8. Security. Payment of this Note shall be secured by a lien on substantially all of Maker’s assets in accordance with the Security Agreement executed as of the date hereof by Maker in favor of the Collateral Agent (as defined therein) for the benefit of the Holder and others as described therein. Maker, however, shall remain liable for payment of this Note, and assets of Maker, in addition to the collateral under the Security Agreement, may be applied to the satisfaction of Maker’s obligations hereunder. In the case of any Event of Acceleration, Holder, or the Collateral Agent on behalf of Holder, as applicable, shall have the rights set forth herein and as set forth in the Security Agreement, subject in all cases to the terms and provisions of the Collateral Agency and Intercreditor Agreement dated as of the date hereof by and among the Collateral Agent, Holder, and the other persons party thereto (the “Collateral Agency and Intercreditor Agreement”).
9. Optional Redemption. This Note may be redeemed by Maker at any time, in whole or in part, prior to the Maturity Date or, if Maker has elected to extend the term of this Note pursuant to Section 2 hereof, prior to the Extended Maturity Date, at a redemption price equal to one hundred percent (100%) of the principal amount of this Note plus accrued but unpaid interest thereon (the “Redemption Price”) until the Maturity Date or, if Maker has elected to extend the term of this Note pursuant to Section 2 hereof, the Extended Maturity Date.
10. Mandatory Redemption.
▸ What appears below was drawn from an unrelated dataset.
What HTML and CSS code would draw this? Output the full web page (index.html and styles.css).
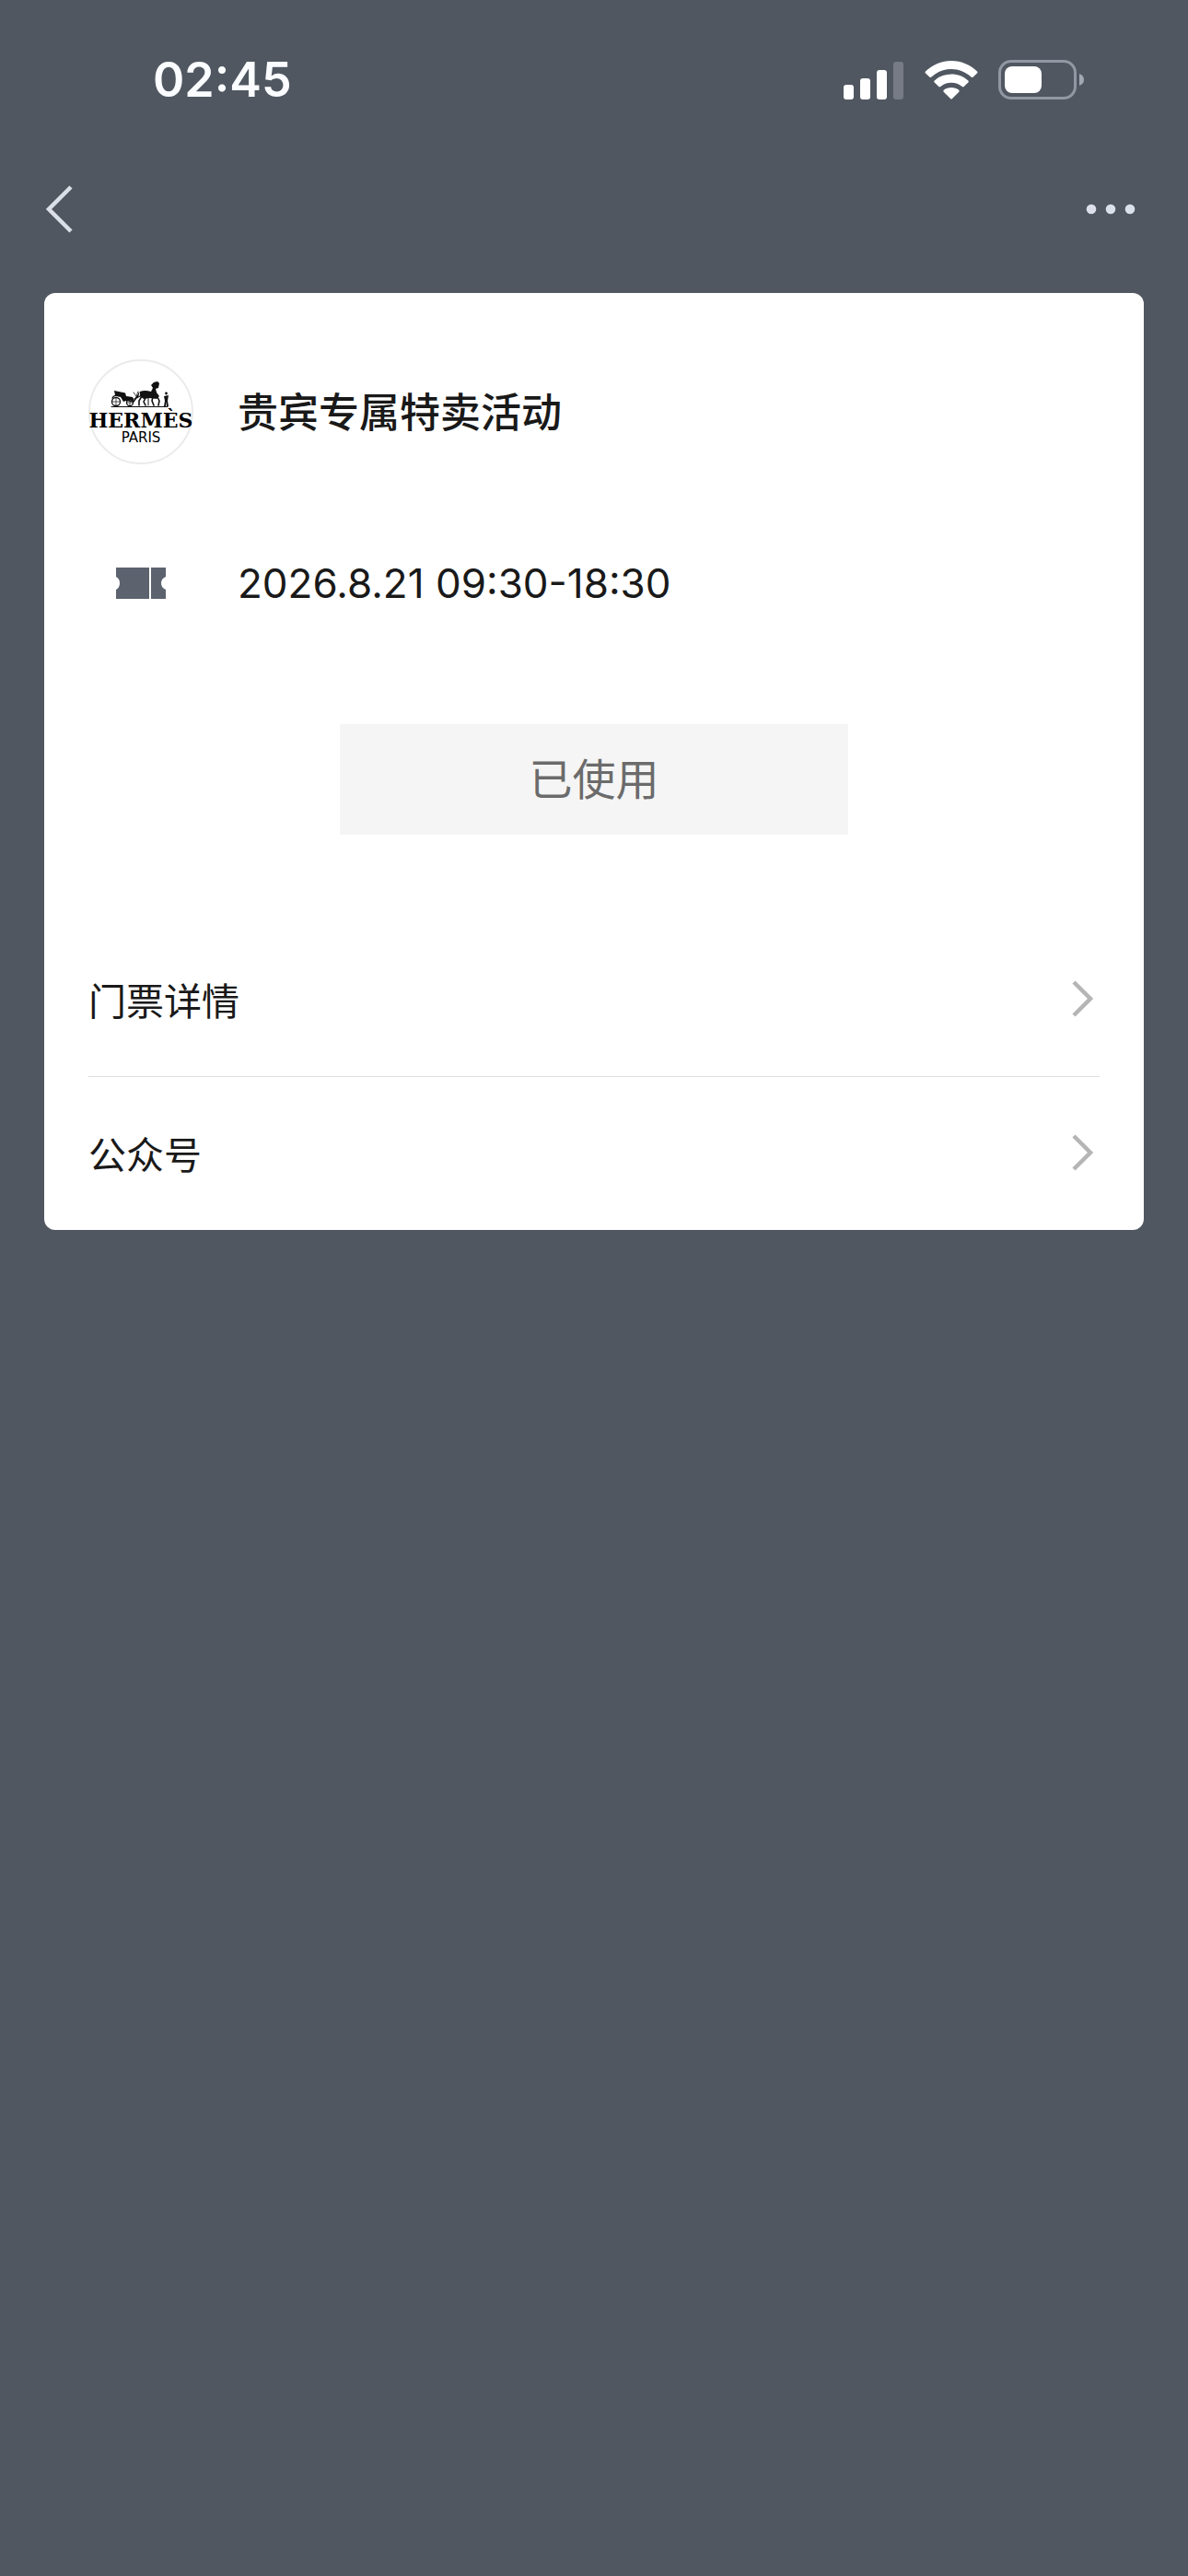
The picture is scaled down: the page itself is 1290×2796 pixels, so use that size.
FILE: index.html
```html
<!DOCTYPE html>
<html lang="zh-CN">
<head>
<meta charset="utf-8">
<meta name="viewport" content="width=device-width, initial-scale=1">
<title>贵宾专属特卖活动</title>
<link rel="stylesheet" href="styles.css">
</head>
<body>
<header class="status-bar">
  <time class="clock">02:45</time>
  <div class="indicators">
    <svg width="66" height="44" viewBox="0 0 66 44" fill="#fff" role="img" aria-label="信号">
      <rect x="0" y="27" width="11" height="16" rx="3"/>
      <rect x="18" y="20" width="11" height="23" rx="3"/>
      <rect x="36" y="11" width="11" height="32" rx="3"/>
      <rect x="54" y="2" width="11" height="41" rx="3" fill="#767b86"/>
    </svg>
    <svg width="58" height="44" viewBox="0 0 58 44" fill="#fff" role="img" aria-label="无线网络">
      <path d="M29 1C18 1 8 5.500 1 12.500Q0 13.500 1 14.500L5.500 18.700Q6.500 19.500 7.500 18.600C13.500 13 21 10 29 10S44.500 13 50.500 18.600Q51.500 19.500 52.500 18.700L57 14.500Q58 13.500 57 12.500C50 5.500 40 1 29 1Z"/>
      <path d="M29 15.500C22 15.500 15.500 18 10.700 22.500Q9.700 23.500 10.700 24.500L15.300 29Q16.200 29.800 17.200 29C20.500 26.200 24.500 24.700 29 24.700S37.500 26.200 40.800 29Q41.800 29.800 42.700 29L47.300 24.500Q48.300 23.500 47.300 22.500C42.500 18 36 15.500 29 15.500Z"/>
      <path d="M29 30C26 30 23 31 20.800 32.800Q19.800 33.700 20.700 34.700L28 42Q29 43 30 42L37.300 34.700Q38.200 33.700 37.200 32.800C35 31 32 30 29 30Z"/>
    </svg>
    <svg width="94" height="44" viewBox="0 0 94 44" role="img" aria-label="电量">
      <rect x="1.500" y="1.500" width="82" height="40" rx="12.500" fill="none" stroke="#9298a3" stroke-width="3"/>
      <rect x="7" y="7" width="40" height="29" rx="8" fill="#fff"/>
      <path d="M88 15Q93 17 93 21.500T88 28Z" fill="#a3a8b1"/>
    </svg>
  </div>
</header>

<nav class="nav-bar">
  <button class="icon-button" type="button" aria-label="返回">
    <svg width="32" height="52" viewBox="0 0 32 52" fill="none" stroke="#dbdfe7" stroke-width="4.500"><path d="M29 2L5 26L29 50"/></svg>
  </button>
  <button class="icon-button" type="button" aria-label="更多">
    <svg width="54" height="12" viewBox="0 0 54 12" fill="#dce0ea"><circle cx="6" cy="6" r="5.300"/><circle cx="27" cy="6" r="5.300"/><circle cx="48" cy="6" r="5.300"/></svg>
  </button>
</nav>

<main class="card">
  <div class="info merchant">
    <svg class="logo" viewBox="0 0 114 114" role="img" aria-label="HERMÈS PARIS">
      <circle cx="57" cy="57" r="56" fill="#fff" stroke="#ebebeb" stroke-width="2"/>
      <g fill="#111" stroke="#111" stroke-linecap="round" stroke-linejoin="round">
        <path stroke-width="1" d="M25 51.500H86"/>
        <g fill="none" stroke-width="1.300">
          <circle cx="30" cy="46" r="4.500"/><circle cx="45" cy="47" r="3.500"/>
          <path d="M30 42V50M26 46H34M45 44V50M42 47H48" stroke-width=".7"/>
          <path d="M26 42Q28 38 33 40M40 44L49 46L54 39M50 43L60 38"/>
          <path d="M49 36L52 40M54 35L51 43" stroke-width=".8"/>
        </g>
        <path stroke="none" d="M28 34L40 36.500L41 40L48 41L50 45L44 44L38 46L35 41L29 39Z"/>
        <path stroke="none" d="M56 35Q61 33 68 35L70 31L68 28L71 25L75 24L77 26L76 31L73 32L74 36L77 40L74 43L66 42L60 43L56 40Z"/>
        <path fill="none" stroke-width="1.600" d="M58 40L55 45V50M62 42L60 46L62 50M70 41L69 45L71 50M75 41L77 45L76 50"/>
        <path fill="none" stroke-width="1" d="M55 36L53 42M65 42V50"/>
        <circle cx="84.500" cy="37" r="1.400" stroke="none"/>
        <path stroke="none" d="M82 40L87 39L86 45L87 51H85L84.500 46L84 51H82L83 45Z"/>
      </g>
      <text class="logo-name" x="57" y="74" text-anchor="middle">HERMÈS</text>
      <text class="logo-city" x="57" y="90" text-anchor="middle">PARIS</text>
    </svg>
    <h1 class="title">贵宾专属特卖活动</h1>
  </div>

  <div class="info schedule">
    <svg class="ticket" width="54" height="34" viewBox="0 0 54 34" fill="#5c636f" aria-hidden="true">
      <path d="M0 0H36V34H0V24Q4 22 4 17T0 10Z"/>
      <path d="M38 0H54V10Q49 12 49 17T54 24V34H38Z"/>
    </svg>
    <time class="date">2026.8.21 09:30-18:30</time>
  </div>

  <button class="used" type="button" disabled>已使用</button>

  <a class="row" href="#details">门票详情
    <svg width="24" height="40" viewBox="0 0 24 40" fill="none" stroke="#b5b5b5" stroke-width="4.500"><path d="M2 2L20 20L2 38"/></svg>
  </a>
  <a class="row" href="#account">公众号
    <svg width="24" height="40" viewBox="0 0 24 40" fill="none" stroke="#b5b5b5" stroke-width="4.500"><path d="M2 2L20 20L2 38"/></svg>
  </a>
</main>
</body>
</html>
```
FILE: styles.css
```css
* {
  box-sizing: border-box;
}

body {
  margin: 0;
  min-height: 100vh;
  background: #505761;
  color: #191919;
  font-family: Inter, "Noto Sans CJK SC", sans-serif;
}

.status-bar {
  display: flex;
  align-items: center;
  justify-content: space-between;
  height: 174px;
  padding: 0 112px 0 166px;
}

.clock {
  color: #fafcff;
  font-size: 52px;
  font-weight: 600;
  line-height: 64px;
}

.indicators {
  display: flex;
  gap: 22px;
}

.nav-bar {
  display: flex;
  align-items: center;
  justify-content: space-between;
  height: 106px;
  padding: 0 57px 0 48px;
}

.icon-button {
  display: flex;
  padding: 0;
  border: 0;
  background: none;
}

.card {
  margin: 38px 48px;
  padding: 72px 48px 0;
  border-radius: 12px;
  background: #fff;
}

.info {
  display: grid;
  grid-template-columns: 114px 1fr;
  align-items: center;
  column-gap: 48px;
}

.logo {
  width: 114px;
  height: 114px;
  overflow: visible;
}

.logo-name {
  font: bold 22px "DejaVu Serif", serif;
}

.logo-city {
  font: 15px "DejaVu Sans", sans-serif;
}

.title {
  margin: 0;
  padding-top: 2px;
  font-size: 44px;
  font-weight: 500;
  line-height: 64px;
}

.schedule {
  margin-top: 97px;
}

.ticket {
  justify-self: center;
}

.date {
  font-size: 44px;
  line-height: 64px;
}

.used {
  display: block;
  width: 552px;
  max-width: 100%;
  height: 120px;
  margin: 121px auto 95px;
  padding: 0 0 8px;
  border: 0;
  background: #f5f5f5;
  color: #6b6b6b;
  font-family: inherit;
  font-size: 47px;
}

.row {
  display: flex;
  align-items: center;
  justify-content: space-between;
  height: 167px;
  padding: 0 6px 2px 0;
  color: inherit;
  font-size: 41px;
  text-decoration: none;
}

.row + .row {
  border-top: 1px solid #dedede;
}
```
Maker shall be obligated to redeem this Note at the Redemption Price within ten (10) days after the consummation of a Qualified Financing, a Sale of Maker or a Corporate Collaboration. For purposes hereof, (i) “Qualified Financing” shall mean the closing of an equity financing or series of equity financings by Maker resulting in aggregate gross cash proceeds (before commissions or other expenses) to Maker of at least $12,500,000; (ii) “Sale of Maker” shall mean a transaction (or series of related transactions) between the Company and one or more non-affiliates, pursuant to which such party or parties acquire (A) capital stock of Maker possessing the voting power to elect a majority of the board of directors of Maker (whether by merger, consolidation, sale or transfer of Maker’s capital stock or otherwise); or (B) all or substantially all of Maker’s assets determined on a consolidated basis; provided, however, that a transaction (or series of related transactions) pursuant to which the then-existing holders of Maker’s capital stock immediately prior to such transaction (or series of related transactions) continue to own, directly or indirectly, a majority of the outstanding shares of the capital stock of Maker or such other resulting, surviving or combined company resulting from such transaction (or series of related transactions) shall not be deemed to be a Sale of Maker; and (iii) “Corporate Collaboration” shall mean the closing by the Company of a transaction in which any rights to AzaSite are licensed to a third party.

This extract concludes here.